Vollumfänglich freigesprochen

Eine Einsprache kann sich lohnen. Das zeigen Zahlen, die dem Beobachter vorliegen. So stellte in Zürich die Staatsanwaltschaft bei 13 Prozent der Einsprachen das Verfahren ein, etwa weil es zu einer Einigung zwischen den Parteien kam. In den Fällen, in denen die Staatsanwaltschaft am Strafbefehl festhielt und diesen zur Beurteilung ans Gericht überwies, endete in den vergangenen Jahren etwas mehr als jedes zehnte Verfahren mit einem vollumfänglichen Freispruch. Höher war die Freispruchsquote in Zug. Dort kam es im letzten Jahr bei jeder fünften Einsprache zur Einstellung des Verfahrens.

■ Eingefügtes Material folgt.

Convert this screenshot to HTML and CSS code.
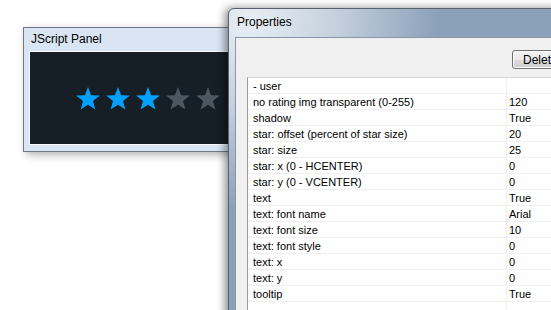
FILE: index.html
```html
<!DOCTYPE html>
<html><head>
  <meta charset="UTF-8">
  <title>JScript Panel - Properties</title>
  <link rel="stylesheet" href="styles.css">
</head><body>
<div id="desk">
  <div class="win panel">
    <div class="cap">JScript Panel</div>
    <div class="inner">
      <div class="stars">
        <svg class="star on" viewBox="0 0 24 23"><polygon points="12,0 15.1,8.2 23.9,8.6 17,14.1 19.4,22.6 12,17.8 4.6,22.6 7,14.1 0.1,8.6 8.9,8.2"/></svg>
        <svg class="star on" viewBox="0 0 24 23"><polygon points="12,0 15.1,8.2 23.9,8.6 17,14.1 19.4,22.6 12,17.8 4.6,22.6 7,14.1 0.1,8.6 8.9,8.2"/></svg>
        <svg class="star on" viewBox="0 0 24 23"><polygon points="12,0 15.1,8.2 23.9,8.6 17,14.1 19.4,22.6 12,17.8 4.6,22.6 7,14.1 0.1,8.6 8.9,8.2"/></svg>
        <svg class="star" viewBox="0 0 24 23"><polygon points="12,0 15.1,8.2 23.9,8.6 17,14.1 19.4,22.6 12,17.8 4.6,22.6 7,14.1 0.1,8.6 8.9,8.2"/></svg>
        <svg class="star" viewBox="0 0 24 23"><polygon points="12,0 15.1,8.2 23.9,8.6 17,14.1 19.4,22.6 12,17.8 4.6,22.6 7,14.1 0.1,8.6 8.9,8.2"/></svg>
      </div>
    </div>
  </div>
  <div class="win props">
    <div class="cap">Properties</div>
    <div class="client">
      <div class="btnrow"><button class="btn">Delete</button></div>
      <div class="list">
        <div class="row"><div class="k">- user</div><div class="v"></div></div>
        <div class="row"><div class="k">no rating img transparent (0-255)</div><div class="v">120</div></div>
        <div class="row"><div class="k">shadow</div><div class="v">True</div></div>
        <div class="row"><div class="k">star: offset (percent of star size)</div><div class="v">20</div></div>
        <div class="row"><div class="k">star: size</div><div class="v">25</div></div>
        <div class="row"><div class="k">star: x (0 - HCENTER)</div><div class="v">0</div></div>
        <div class="row"><div class="k">star: y (0 - VCENTER)</div><div class="v">0</div></div>
        <div class="row"><div class="k">text</div><div class="v">True</div></div>
        <div class="row"><div class="k">text: font name</div><div class="v">Arial</div></div>
        <div class="row"><div class="k">text: font size</div><div class="v">10</div></div>
        <div class="row"><div class="k">text: font style</div><div class="v">0</div></div>
        <div class="row"><div class="k">text: x</div><div class="v">0</div></div>
        <div class="row"><div class="k">text: y</div><div class="v">0</div></div>
        <div class="row"><div class="k">tooltip</div><div class="v">True</div></div>
        <div class="row"><div class="k"></div><div class="v"></div></div>
      </div>
    </div>
  </div>
</div>
</body>
</html>
```
FILE: styles.css
```css
html,body{
  margin:0;
  height:100%;
  background:#fff;
}
#desk{
  position:relative;
  width:551px;
  height:310px;
  overflow:hidden;
  font-family:"Liberation Sans",Arial,sans-serif;
  font-size:12px;
  color:#000;
}
.win{
  position:absolute;
  box-sizing:border-box;
  display:flex;
  flex-direction:column;
}
.panel{
  left:23px;
  top:27px;
  width:250px;
  height:125px;
  border:1px solid #6f7a86;
  background:#d9e5f2;
  padding:0 5px 6px 5px;
  box-shadow:3px 3px 8px rgba(0,0,0,.3);
}
.panel .cap{
  height:23px;
  line-height:23px;
  padding-left:2px;
}
.inner{
  flex:1;
  border:1px solid #f6f9fc;
  background:#161e26;
  display:flex;
  align-items:center;
  justify-content:center;
}
.stars{
  display:flex;
  gap:6px;
}
.star{
  width:24px;
  height:23px;
  display:block;
}
.star polygon{
  fill:#4b5861;
}
.star.on polygon{
  fill:#00a0fc;
}
.props{
  left:228px;
  top:8px;
  width:380px;
  height:330px;
  border:1px solid #56626f;
  border-radius:6px 6px 0 0;
  padding:0 0 0 6px;
  background:
    radial-gradient(ellipse 190px 190px at 20px 10px,rgba(236,241,246,.97),rgba(236,241,246,.6) 45%,rgba(236,241,246,0) 100%),
    #8ba0b9;
  box-shadow:-3px 0 9px rgba(0,0,0,.45);
}
.props .cap{
  height:28px;
  line-height:27px;
  padding-left:2px;
}
.client{
  flex:1;
  background:#f0f0f0;
  border-top:1px solid #8896a8;
  border-left:1px solid #8896a8;
  padding:12px 0 0 11px;
  display:flex;
  flex-direction:column;
  width:350px;
}
.btnrow{
  display:flex;
  padding-left:265px;
  margin-bottom:8px;
}
.btn{
  width:75px;
  height:19px;
  padding:0 0 0 10px;
  text-align:left;
  font:inherit;
  border:1px solid #707070;
  border-radius:3px;
  background:linear-gradient(#f2f2f2 0%,#ebebeb 50%,#dddddd 51%,#cfcfcf 100%);
  box-shadow:inset 0 0 0 1px #fcfcfc;
}
.list{
  flex:1;
  background:#fff;
  border-top:1px solid #d5d5d5;
  border-left:1px solid #9a9a9a;
  font-size:11px;
}
.row{
  display:flex;
  height:16px;
  box-sizing:border-box;
  border-bottom:1px solid #f0f0f0;
  line-height:16px;
}
.k{
  width:259px;
  box-sizing:border-box;
  padding-left:5px;
  border-right:1px solid #f0f0f0;
  white-space:nowrap;
}
.v{
  flex:1;
  padding-left:2px;
}
```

In Baselland führte gar jede vierte Einsprache zur Verfahrenseinstellung. Allerdings kommt diese Quote durch einen kuriosen Sondereffekt zustande. Den Strafbefehl hatten Fahrzeughalter bekommen, mit deren Auto ein Verkehrsdelikt begangen worden war. Wer gefahren war, wollten sie nicht sagen. Erst als ihnen bewusst wurde, dass sie für das Delikt würden geradestehen müssen, erhoben sie Einsprache und gaben den Namen des Fahrers preis. Das Verfahren gegen sie selbst wurde in der Folge eingestellt. Etwa zwei Drittel der Einstellungen erfolgten aufgrund dieser Sachlage.

Kritik verhallt ungehört

Das Parlament hätte es in der Hand gehabt, die problematischen Aspekte des Strafbefehlsverfahrens zu verbessern. Die Kritik von namhaften Rechtsfachleuten wurde aber weitgehend ignoriert. «Unsere Kritikpunkte fanden beim Parlament kein Gehör. Das Argument lautete im Wesentlichen, dass in diesem Fall der Effizienzgewinn, der mit dem Strafbefehlsverfahren angestrebt werde, verlorengehe», sagt Niklaus Ruckstuhl vom SAV.

Immerhin beinhalte die revidierte Strafprozessordnung eine Verbesserung. In Zukunft müsse der Beschuldigte zwingend einvernommen werden, wenn eine Freiheitsstrafe drohe.